Soot and Spit (30 Jan 2010 - 13 Mar 2010)

Artists: Sunah Choi, Rumiko Hagiwara

For its first show Sils has chosen to present a two-person exhibition featuring the Japanese artist Rumiko Hagiwara (based in Den Haag) and Korean artist Sunah Choi (based in Berlin).

Blending with a nice artist's pencil; gently drafting the appearance of an object isn't what this show's about. This is Soot and Spit; making something remarkable from what there is at hand. The practice of both Choi and Hagiwara seems to have this ethos at, or near to, its heart. The artists use simple gestures and materials to create works that open the gates to more interesting areas. Both are guides to where these gates can lead. Whether it be the slightly absurd means that significance is placed on the navigation of a space or the visceral twisted-ness of playing with string.

Choi's Briefly is a series of collages made from articles taken from the International Herald Tribune. Line by line these stories are cut up and stuck on black paper to form compositions based on the grid. From a far these works can be viewed for what they are; elegant monochrome, linear drawings. However the white soon seems not to be white enough. The sharp lines are blurred, muddied even, by text that portrays a reality outside the rarified air of such aesthetics. Train crashes, storms and bomb plots are the very material this beauty is made from.

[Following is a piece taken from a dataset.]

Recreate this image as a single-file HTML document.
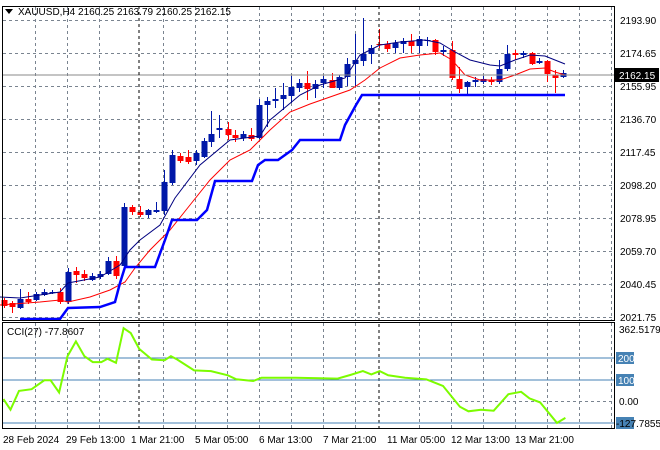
<!DOCTYPE html>
<html><head><meta charset="utf-8"><style>
html,body{margin:0;padding:0;background:#fff;}
svg{display:block;font-family:"Liberation Sans",sans-serif;font-size:10px;}
</style></head><body>
<svg id="s" width="660" height="450" viewBox="0 0 660 450" xmlns="http://www.w3.org/2000/svg">
<rect width="660" height="450" fill="#fff"/>
<g id="grid" stroke="#7a8490" stroke-width="1" stroke-dasharray="3,3" fill="none"></g>
<g id="cand"></g>
<polyline fill="none" stroke="#000080" stroke-width="1" points="0,297 20,298 60,292 68,283 100,277 120,265 130,250 140,240 160,225 175,198 200,165 230,140 260,136 270,120 300,95 320,85 345,78 360,55 380,45 400,42 425,40 440,43 455,52 470,60 490,65 500,66 515,60 530,55 545,56 560,62 565,64"/>
<polyline fill="none" stroke="#f00" stroke-width="1" points="0,305 40,302 60,300 68,302 90,297 110,290 125,282 135,268 150,250 170,230 190,205 210,180 230,160 250,150 270,130 290,112 310,104 330,97 350,90 365,80 380,68 400,58 420,55 440,53 452,60 465,75 480,80 500,80 515,75 530,69 545,68 555,72 565,75"/>
<polyline fill="none" stroke="#0000ff" stroke-width="2.5" points="20,319 60,319 68,308 100,307 115,302 120,283 125,267 155,267 165,240 172,220 197,220 207,210 215,181 252,181 258,165 265,160 278,160 292,150 300,140 340,140 345,125 356,105 362,95 565,95"/>
<line x1="2" y1="75" x2="614" y2="75" stroke="#8a8a8a" stroke-width="1"/>
<line x1="139" y1="6" x2="139" y2="428" stroke="#000" stroke-dasharray="3,3"/>
<line x1="379" y1="6" x2="379" y2="428" stroke="#000" stroke-dasharray="3,3"/>
<line x1="2" y1="358" x2="614" y2="358" stroke="#4682b4"/>
<line x1="2" y1="380" x2="614" y2="380" stroke="#4682b4"/>
<line x1="2" y1="423" x2="614" y2="423" stroke="#4682b4"/>
<polyline id="cci" fill="none" stroke="#7cfc00" stroke-width="2" points=""/>
<rect x="2.5" y="6.5" width="612" height="314" fill="none" stroke="#000"/>
<rect x="2.5" y="322.5" width="612" height="106" fill="none" stroke="#000"/>
<g fill="#000">
<path d="M5,9 L13,9 L9,14 Z"/>
<text x="18" y="15">XAUUSD,H4  2160.25 2163.79 2160.25 2162.15</text>
<text x="7" y="335">CCI(27) -77.8607</text>
<text x="620" y="24">2193.90</text>
<text x="620" y="57">2174.65</text>
<text x="620" y="90">2155.95</text>
<text x="620" y="123">2136.70</text>
<text x="620" y="156">2117.45</text>
<text x="620" y="189">2098.20</text>
<text x="620" y="222">2078.95</text>
<text x="620" y="255">2059.70</text>
<text x="620" y="288">2040.45</text>
<text x="620" y="321">2021.75</text>
<text x="619" y="333">362.5179</text>
<text x="619" y="405">0.00</text>
</g>
<rect x="615" y="68" width="44" height="14" fill="#000"/>
<text x="619" y="79" fill="#fff">2162.15</text>
<rect x="616" y="352" width="18" height="12" fill="#4682b4"/>
<text x="618" y="362" fill="#fff">200</text>
<rect x="616" y="374" width="18" height="12" fill="#4682b4"/>
<text x="618" y="384" fill="#fff">100</text>
<rect x="616" y="417" width="18" height="12" fill="#4682b4"/>
<text x="616" y="427" fill="#000">-127.7855</text>
<g fill="#000">
<text x="3" y="443">28 Feb 2024</text>
<text x="66" y="443">29 Feb 13:00</text>
<text x="131" y="443">1 Mar 21:00</text>
<text x="195" y="443">5 Mar 05:00</text>
<text x="259" y="443">6 Mar 13:00</text>
<text x="323" y="443">7 Mar 21:00</text>
<text x="387" y="443">11 Mar 05:00</text>
<text x="451" y="443">12 Mar 13:00</text>
<text x="515" y="443">13 Mar 21:00</text>
</g>
</svg>
<script>
var ns="http://www.w3.org/2000/svg";
function el(p,t,a){var e=document.createElementNS(ns,t);for(var k in a)e.setAttribute(k,a[k]);p.appendChild(e);return e;}
var g=document.getElementById('grid');
[20,53,86,119,152,185,218,251,284,317,401].forEach(function(y){el(g,'line',{x1:3,y1:y+.5,x2:614,y2:y+.5});});
for(var x=35;x<614;x+=32){if(x==131||x==387)continue;el(g,'line',{x1:x+.5,y1:7,x2:x+.5,y2:320});el(g,'line',{x1:x+.5,y1:323,x2:x+.5,y2:428});}
var C=[[4,300,306,'r',298,308],[12,303,307,'r',301,313],[20,299,308,'b',289,309],[28,299,302,'r',292,304],[36,294,300,'b',292,301],[44,292,295,'b',289,296],[52,292,293,'b',290,294],[60,292,302,'r',288,304],[68,272,302,'b',268,304],[76,271,275,'r',267,283],[84,274,278,'r',270,281],[92,276,280,'b',273,281],[100,274,277,'b',271,279],[108,261,274,'b',257,275],[116,261,276,'r',256,279],[124,207,266,'b',203,268],[132,207,212,'r',205,215],[140,212,215,'r',206,217],[148,210,215,'b',209,218],[156,210,212,'b',202,213],[164,182,211,'b',170,215],[172,155,183,'b',150,185],[180,156,161,'r',153,163],[188,157,162,'r',150,164],[196,153,161,'b',150,165],[204,141,157,'b',138,158],[211,134,142,'b',111,147],[219,128,130,'b',115,138],[228,129,135,'r',122,140],[235,135,138,'r',130,142],[243,134,138,'b',131,141],[251,135,139,'r',128,141],[259,105,138,'b',99,139],[267,101,105,'b',97,127],[275,99,101,'b',88,108],[283,95,99,'b',83,110],[291,87,96,'b',76,103],[299,83,88,'b',79,92],[307,83,89,'r',71,100],[315,84,89,'b',80,98],[323,79,83,'b',76,88],[332,80,88,'r',73,88],[339,77,88,'b',75,90],[347,64,77,'b',58,86],[355,60,64,'b',34,86],[363,54,61,'b',18,66],[371,48,54,'b',45,64],[379,44,45,'r',29,48],[387,44,49,'r',41,52],[395,43,48,'b',40,53],[403,41,44,'b',38,53],[411,41,46,'r',34,53],[419,39,46,'b',36,53],[427,40,41,'b',37,46],[435,40,52,'r',39,55],[443,50,52,'b',46,56],[452,50,78,'r',41,80],[459,79,89,'r',67,93],[467,82,87,'b',81,95],[475,80,82,'b',77,87],[483,79,82,'b',76,84],[491,80,82,'r',77,85],[499,69,82,'b',60,84],[507,54,69,'b',45,71],[515,53,55,'r',50,60],[523,53,55,'b',51,58],[532,53,64,'r',52,65],[539,61,63,'b',58,64],[547,61,74,'r',60,82],[555,75,78,'r',70,93],[563,73,77,'b',70,78]];
var cg=document.getElementById('cand');
C.forEach(function(c){var col=c[3]=='b'?'#0018a8':'#f00';
el(cg,'line',{x1:c[0]+.5,y1:c[4],x2:c[0]+.5,y2:c[5],stroke:col,'stroke-width':1});
var h=Math.max(1,c[2]-c[1]);el(cg,'rect',{x:c[0]-2.5,y:c[1],width:6,height:h,fill:col});});
var P=[[8,270],[25,302],[45,245],[75,240],[105,213],[120,213],[140,250],[160,140],[180,95],[200,140],[220,158],[240,158],[255,148],[275,160],[293,55],[310,70],[330,118],[360,150],[390,152],[405,140],[420,150],[460,183],[500,185],[540,198],[560,210],[600,215],[620,205],[700,205],[760,207],[800,208],[830,197],[860,185],[880,195],[900,185],[920,198],[960,205],[1010,210],[1050,230],[1090,293],[1110,307],[1140,302],[1170,305],[1205,255],[1235,248],[1255,268],[1280,280],[1320,342],[1340,327]];
document.getElementById('cci').setAttribute('points',P.map(function(p){return (p[0]/2.37).toFixed(1)+','+(310+p[1]/3.03).toFixed(1);}).join(' '));
</script>
</body></html>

Hagiwara's work is a reappraisal of space and the objects within it. They are chance encounters with things and places in which their purpose and objecthood is playfully skewed, for better or worse. What else is the meeting of wall and floor for other then a place to roll a ball. In Pen, a simple torch provides the spotlight in which a biro can shine, allowing it to project its 'real' self.